Begin DATASET CONTENT
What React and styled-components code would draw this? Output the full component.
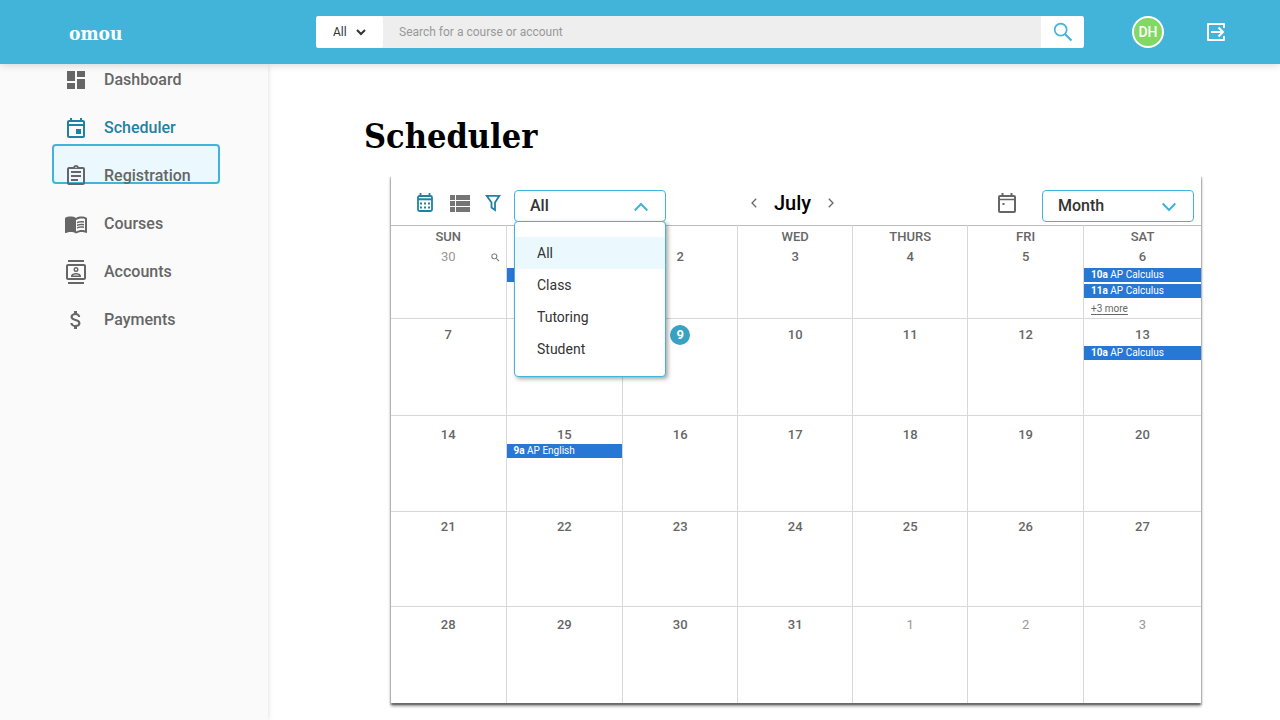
import React, { useState } from "react";
import styled, { createGlobalStyle, css } from "styled-components";
import {
  MdDashboard,
  MdOutlineEvent,
  MdOutlineAssignment,
  MdMenuBook,
  MdOutlineContacts,
  MdAttachMoney,
  MdSearch,
} from "react-icons/md";

const slab = `"Roboto Slab", "DejaVu Serif Condensed", "DejaVu Serif", serif`;

const GlobalStyle = createGlobalStyle`
  *, *::before, *::after { box-sizing: border-box; }
  body {
    margin: 0;
    background: #fff;
    color: #666;
    font-family: Roboto, "Liberation Sans", sans-serif;
  }
  button, input, select { font-family: inherit; }
`;

const Page = styled.div`
  min-height: 100vh;
  display: flex;
  flex-direction: column;
`;

/* Top bar */

const TopBar = styled.header`
  position: relative;
  z-index: 2;
  height: 64px;
  display: flex;
  align-items: center;
  padding-right: 52px;
  background: #43b4d9;
  box-shadow: 0 1px 8px rgba(0, 0, 0, 0.16);
`;

const Logo = styled.a`
  flex: 0 0 316px;
  padding: 2px 0 0 69px;
  color: #fff;
  font: bold 19px/32px ${slab};
  text-decoration: none;
`;

const SearchForm = styled.form`
  flex: 1;
  display: flex;
  height: 32px;
  margin-right: 48px;
  border-radius: 3px;
  overflow: hidden;
  background: #eee;
`;

const ScopeBox = styled.label`
  position: relative;
  width: 67px;
  background: #fff;
  border-radius: 0 3px 3px 0;
`;

const ScopeSelect = styled.select`
  appearance: none;
  width: 100%;
  height: 32px;
  padding: 0 17px;
  border: 0;
  background: transparent;
  color: #333;
  font-size: 12px;
`;

const ScopeArrow = styled.svg`
  position: absolute;
  right: 17px;
  top: 13px;
  pointer-events: none;
`;

const SearchInput = styled.input`
  flex: 1;
  min-width: 0;
  padding: 0 16px;
  border: 0;
  background: #eee;
  color: #333;
  font-size: 12px;
  &::placeholder {
    color: #999;
    opacity: 1;
  }
`;

const SearchButton = styled.button`
  display: flex;
  align-items: center;
  justify-content: center;
  width: 43px;
  padding: 0;
  border: 0;
  background: #fff;
  color: #43b4d9;
`;

const Avatar = styled.button`
  width: 32px;
  height: 32px;
  margin-right: 40px;
  padding: 0;
  border: 2px solid #fff;
  border-radius: 50%;
  background: #82d863;
  color: #fff;
  font-size: 14px;
  font-weight: 500;
`;

const IconButton = styled.button`
  display: inline-flex;
  align-items: center;
  justify-content: center;
  width: ${(p) => p.$w || 24}px;
  height: 24px;
  padding: 0;
  border: 0;
  background: transparent;
  color: ${(p) => p.$color || "#666"};
`;

/* Side navigation */

const Body = styled.div`
  flex: 1;
  display: flex;
`;

const Sidebar = styled.nav`
  flex: 0 0 268px;
  background: #fafafa;
  box-shadow: 0 0 5px rgba(0, 0, 0, 0.15);
`;

const NavList = styled.ul`
  position: relative;
  z-index: 0;
  display: flex;
  flex-direction: column;
  gap: 16px;
  margin: 0;
  padding: 0;
  list-style: none;
`;

const ActiveMarker = styled.li`
  position: absolute;
  z-index: -1;
  left: 52px;
  top: 80px;
  width: 168px;
  height: 40px;
  border: 2px solid #43b4d9;
  border-radius: 4px;
  background: #ebf9ff;
`;

const NavLink = styled.a`
  display: flex;
  align-items: center;
  gap: 16px;
  height: 32px;
  padding-left: 64px;
  color: ${(p) => (p.$active ? "#1f82a1" : "#666")};
  font-size: 16px;
  font-weight: 500;
  text-decoration: none;
`;

const NavLabel = styled.span`
  padding-bottom: 2px;
`;

/* Scheduler page */

const Main = styled.main`
  flex: 1;
  min-width: 0;
  padding: 48px 79px 16px 96px;
`;

const Title = styled.h1`
  margin: 0 0 15px;
  color: #000;
  font: bold 34px/48px ${slab};
`;

const Card = styled.section`
  margin-left: 27px;
  background: #fff;
  box-shadow:
    0 3px 3px rgba(0, 0, 0, 0.45),
    1px 2px 1px rgba(0, 0, 0, 0.15),
    -1px 2px 1px rgba(0, 0, 0, 0.15);
`;

const Toolbar = styled.div`
  display: grid;
  grid-template-columns: 1fr auto 1fr;
  align-items: center;
  height: 50px;
  padding: 6px 7px 0 0;
`;

const ToolGroup = styled.div`
  display: flex;
  align-items: center;
  gap: ${(p) => p.$gap}px;
  ${(p) => p.$start && css`padding-left: 22px;`}
  ${(p) => p.$end && css`justify-content: flex-end;`}
`;

const MonthName = styled.h2`
  margin: 0;
  color: #000;
  font-size: 20px;
  font-weight: 500;
  line-height: 24px;
`;

const Picker = styled.div`
  position: relative;
  width: 152px;
  height: 32px;
  margin-top: 6px;
`;

const pickerFace = css`
  width: 100%;
  height: 32px;
  padding: 0 15px 2px;
  border: 1px solid #43b4d9;
  border-radius: 4px;
  background: #fff;
  color: #333;
  font-size: 16px;
  font-weight: 500;
  text-align: left;
`;

const PickerButton = styled.button`
  ${pickerFace}
`;

const PickerSelect = styled.select`
  appearance: none;
  ${pickerFace}
`;

const PickerArrow = styled.svg`
  position: absolute;
  right: 18px;
  top: 12px;
  pointer-events: none;
`;

const Menu = styled.ul`
  position: absolute;
  z-index: 1;
  top: 31px;
  left: 0;
  width: 100%;
  margin: 0;
  padding: 15px 0 11px;
  border: 1px solid #43b4d9;
  border-radius: 4px;
  background: #fff;
  box-shadow: 2px 2px 4px rgba(0, 0, 0, 0.35);
  list-style: none;
`;

const MenuOption = styled.button`
  display: block;
  width: 100%;
  height: 32px;
  padding: 0 22px;
  border: 0;
  background: ${(p) => (p.$selected ? "#ebf9ff" : "transparent")};
  color: #333;
  font-size: 14px;
  text-align: left;
`;

/* Month table */

const MonthTable = styled.table`
  width: 100%;
  table-layout: fixed;
  border-collapse: collapse;
  border-top: 1px solid #bbb;
`;

const DayColumn = styled.col`
  width: ${(p) => p.$share}%;
`;

const Weekday = styled.th`
  height: 21px;
  padding: 2px 0 0;
  border-left: 1px solid #d8d8d8;
  font-size: 13px;
  font-weight: 500;
  line-height: 18px;
  &:first-child {
    border-left: 0;
  }
`;

const Day = styled.td`
  position: relative;
  height: ${(p) => p.$height}px;
  padding: ${(p) => p.$top}px 0 0;
  border-left: 1px solid #d8d8d8;
  border-bottom: 1px solid #d8d8d8;
  vertical-align: top;
  &:first-child {
    border-left: 0;
  }
  tr:last-child > & {
    border-bottom: 0;
  }
`;

const DayNumber = styled.div`
  color: ${(p) => (p.$muted ? "#999" : "#666")};
  font-size: 13px;
  font-weight: ${(p) => (p.$muted ? 400 : 500)};
  line-height: ${(p) => p.$line}px;
  text-align: center;
`;

const Today = styled.span`
  display: inline-block;
  width: 20px;
  height: 20px;
  border-radius: 50%;
  background: #39a1c2;
  color: #fff;
  font-weight: 700;
`;

const DayZoom = styled.button`
  position: absolute;
  right: 5px;
  top: 5px;
  display: flex;
  padding: 0;
  border: 0;
  background: transparent;
  color: #666;
`;

const Event = styled.a`
  display: block;
  height: 14px;
  margin-top: 1px;
  margin-bottom: 2px;
  padding-left: 7px;
  background: #2777d7;
  color: #fff;
  font-size: 10px;
  line-height: 14px;
  text-decoration: none;
  white-space: nowrap;
  overflow: hidden;
`;

const More = styled.a`
  display: block;
  padding: 2px 7px 0;
  color: #666;
  font-size: 10px;
  line-height: 14px;
  text-underline-offset: 2px;
`;

const navItems = [
  { label: "Dashboard", Icon: MdDashboard },
  { label: "Scheduler", Icon: MdOutlineEvent, active: true },
  { label: "Registration", Icon: MdOutlineAssignment },
  { label: "Courses", Icon: MdMenuBook },
  { label: "Accounts", Icon: MdOutlineContacts },
  { label: "Payments", Icon: MdAttachMoney },
];

const weekdays = [
  { name: "Sunday", label: "SUN", share: 14.2 },
  { name: "Monday", label: "", share: 14.4 },
  { name: "Tuesday", label: "", share: 14.2 },
  { name: "Wednesday", label: "WED", share: 14.2 },
  { name: "Thursday", label: "THURS", share: 14.2 },
  { name: "Friday", label: "FRI", share: 14.3 },
  { name: "Saturday", label: "SAT", share: 14.5 },
];

const weeks = [
  { height: 72, top: 0, line: 20, days: [30, 1, 2, 3, 4, 5, 6] },
  { height: 97, top: 6, line: 20, days: [7, 8, 9, 10, 11, 12, 13] },
  { height: 96, top: 11, line: 16, days: [14, 15, 16, 17, 18, 19, 20] },
  { height: 95, top: 5, line: 20, days: [21, 22, 23, 24, 25, 26, 27] },
  { height: 96, top: 8, line: 20, days: [28, 29, 30, 31, 1, 2, 3] },
];

const events = {
  1: [["10a", "AP Calculus"]],
  6: [["10a", "AP Calculus"], ["11a", "AP Calculus"]],
  13: [["10a", "AP Calculus"]],
  15: [["9a", "AP English"]],
};

const more = { 6: 3 };

function isOutside(week, day) {
  return (week === 0 && day > 7) || (week === 4 && day < 7);
}

function Arrow({ up }) {
  return (
    <PickerArrow width="14" height="10" viewBox="0 0 14 10" fill="none" stroke="#43b4d9" strokeWidth="2" aria-hidden="true">
      <path d={up ? "M.7 8.500 7 2l6.300 6.500" : "M.7 1.500 7 8l6.300-6.500"} />
    </PickerArrow>
  );
}

function SearchIcon() {
  return (
    <svg width="20" height="20" viewBox="0 0 20 20" fill="none" stroke="currentColor" strokeWidth="1.700" aria-hidden="true">
      <circle cx="7.700" cy="7.700" r="6" />
      <path d="M12 12l6.500 6.500" strokeWidth="2.200" />
    </svg>
  );
}

function LogoutIcon() {
  return (
    <svg width="20" height="20" viewBox="0 0 20 20" fill="none" stroke="currentColor" strokeWidth="2" aria-hidden="true">
      <path d="M18 6V2H2v16h16v-4" strokeLinejoin="round" />
      <path d="M5 10h12M12.500 5.500 17 10l-4.500 4.500" />
    </svg>
  );
}

function CalendarGridIcon() {
  return (
    <svg width="18" height="20" viewBox="0 0 18 20" fill="none" stroke="currentColor" aria-hidden="true">
      <rect x="2" y="3" width="14" height="15" rx="1.500" strokeWidth="1.800" />
      <path d="M2 6.300h14" strokeWidth="2" />
      <path d="M4.500 0v4M13.500 0v4" strokeWidth="1.800" />
      <path d="M4 10.500h10M4 14.500h10" strokeWidth="2" strokeDasharray="2 2" />
    </svg>
  );
}

function ListIcon() {
  return (
    <svg width="20" height="17" viewBox="0 0 20 17" fill="#757575" aria-hidden="true">
      <path d="M0 0h5v5H0zM6 0h14v5H6zM0 6h5v5H0zM6 6h14v5H6zM0 12h5v5H0zM6 12h14v5H6z" />
    </svg>
  );
}

function FilterIcon() {
  return (
    <svg width="16" height="18" viewBox="0 0 16 18" fill="none" stroke="currentColor" strokeWidth="1.800" aria-hidden="true">
      <path d="M1.700 1.900h12.600L10 8.500v7.500l-3.500-2.500v-5z" />
    </svg>
  );
}

function TodayIcon() {
  return (
    <svg width="18" height="20" viewBox="0 0 18 20" fill="none" stroke="currentColor" aria-hidden="true">
      <rect x="1" y="3" width="16" height="16" rx="1" strokeWidth="2" />
      <path d="M1 6.500h16" strokeWidth="1.500" />
      <path d="M4.500 0v3M13.500 0v3" strokeWidth="2" />
      <path d="M4.500 11h2" strokeWidth="2" />
    </svg>
  );
}

function Chevron({ left }) {
  return (
    <svg width="6" height="10" viewBox="0 0 6 10" fill="none" stroke="currentColor" strokeWidth="1.300" aria-hidden="true">
      <path d={left ? "M5.200.7 1 5l4.200 4.300" : "M.8.7 5 5 .8 9.300"} />
    </svg>
  );
}

function FilterPicker() {
  const options = ["All", "Class", "Tutoring", "Student"];
  const [open, setOpen] = useState(true);
  const [value, setValue] = useState("All");
  return (
    <Picker>
      <PickerButton type="button" aria-haspopup="true" aria-expanded={open} onClick={() => setOpen(!open)}>
        {value}
      </PickerButton>
      <Arrow up={open} />
      {open && (
        <Menu>
          {options.map((name) => (
            <li key={name}>
              <MenuOption
                type="button"
                $selected={name === value}
                onClick={() => {
                  setValue(name);
                  setOpen(false);
                }}
              >
                {name}
              </MenuOption>
            </li>
          ))}
        </Menu>
      )}
    </Picker>
  );
}

function DayCell({ week, weekIndex, day }) {
  const outside = isOutside(weekIndex, day);
  return (
    <Day $height={week.height} $top={week.top}>
      <DayNumber $muted={outside} $line={week.line}>
        {day === 9 ? <Today>9</Today> : day}
      </DayNumber>
      {weekIndex === 0 && outside && (
        <DayZoom type="button" aria-label="Zoom to day">
          <MdSearch size={11} />
        </DayZoom>
      )}
      {!outside &&
        (events[day] || []).map(([time, name]) => (
          <Event href="#event" key={time}>
            <b>{time}</b> {name}
          </Event>
        ))}
      {!outside && more[day] && <More href="#more">+{more[day]} more</More>}
    </Day>
  );
}

export default function App() {
  return (
    <Page>
      <GlobalStyle />
      <TopBar>
        <Logo href="#home">omou</Logo>
        <SearchForm role="search" onSubmit={(e) => e.preventDefault()}>
          <ScopeBox>
            <ScopeSelect aria-label="Search scope" defaultValue="All">
              <option>All</option>
            </ScopeSelect>
            <ScopeArrow width="10" height="7" viewBox="0 0 10 7" fill="none" stroke="#333" strokeWidth="2" aria-hidden="true">
              <path d="M1 1l4 4 4-4" />
            </ScopeArrow>
          </ScopeBox>
          <SearchInput aria-label="Search" placeholder="Search for a course or account" />
          <SearchButton aria-label="Submit search">
            <SearchIcon />
          </SearchButton>
        </SearchForm>
        <Avatar type="button">DH</Avatar>
        <IconButton type="button" $color="#fff" aria-label="Log out">
          <LogoutIcon />
        </IconButton>
      </TopBar>
      <Body>
        <Sidebar aria-label="Main">
          <NavList>
            <ActiveMarker aria-hidden="true" />
            {navItems.map(({ label, Icon, active }) => (
              <li key={label}>
                <NavLink href={`#${label.toLowerCase()}`} $active={active} aria-current={active ? "page" : undefined}>
                  <Icon size={24} />
                  <NavLabel>{label}</NavLabel>
                </NavLink>
              </li>
            ))}
          </NavList>
        </Sidebar>
        <Main>
          <Title>Scheduler</Title>
          <Card aria-label="Calendar">
            <Toolbar>
              <ToolGroup $start $gap={11}>
                <IconButton type="button" $color="#1f82a1" aria-label="Calendar view">
                  <CalendarGridIcon />
                </IconButton>
                <IconButton type="button" aria-label="List view">
                  <ListIcon />
                </IconButton>
                <IconButton type="button" $w={20} $color="#1f82a1" aria-label="Filter">
                  <FilterIcon />
                </IconButton>
                <FilterPicker />
              </ToolGroup>
              <ToolGroup $gap={12}>
                <IconButton type="button" $w={16} aria-label="Previous month">
                  <Chevron left />
                </IconButton>
                <MonthName>July</MonthName>
                <IconButton type="button" $w={16} aria-label="Next month">
                  <Chevron />
                </IconButton>
              </ToolGroup>
              <ToolGroup $end $gap={23}>
                <IconButton type="button" aria-label="Go to today">
                  <TodayIcon />
                </IconButton>
                <Picker>
                  <PickerSelect aria-label="Calendar range" defaultValue="Month">
                    <option>Month</option>
                    <option>Week</option>
                    <option>Day</option>
                  </PickerSelect>
                  <Arrow />
                </Picker>
              </ToolGroup>
            </Toolbar>
            <MonthTable>
              <colgroup>
                {weekdays.map(({ name, share }) => (
                  <DayColumn key={name} $share={share} />
                ))}
              </colgroup>
              <thead>
                <tr>
                  {weekdays.map(({ name, label }) => (
                    <Weekday key={name} scope="col" aria-label={name}>
                      {label}
                    </Weekday>
                  ))}
                </tr>
              </thead>
              <tbody>
                {weeks.map((week, index) => (
                  <tr key={week.days[0]}>
                    {week.days.map((day) => (
                      <DayCell key={day} week={week} weekIndex={index} day={day} />
                    ))}
                  </tr>
                ))}
              </tbody>
            </MonthTable>
          </Card>
        </Main>
      </Body>
    </Page>
  );
}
End DATASET CONTENT
[TASK DESCRIPTION]
Exactly how many lines in the data above contain the word "components"? Respond with the number and nothing more.

[FINISHED ANSWER]
2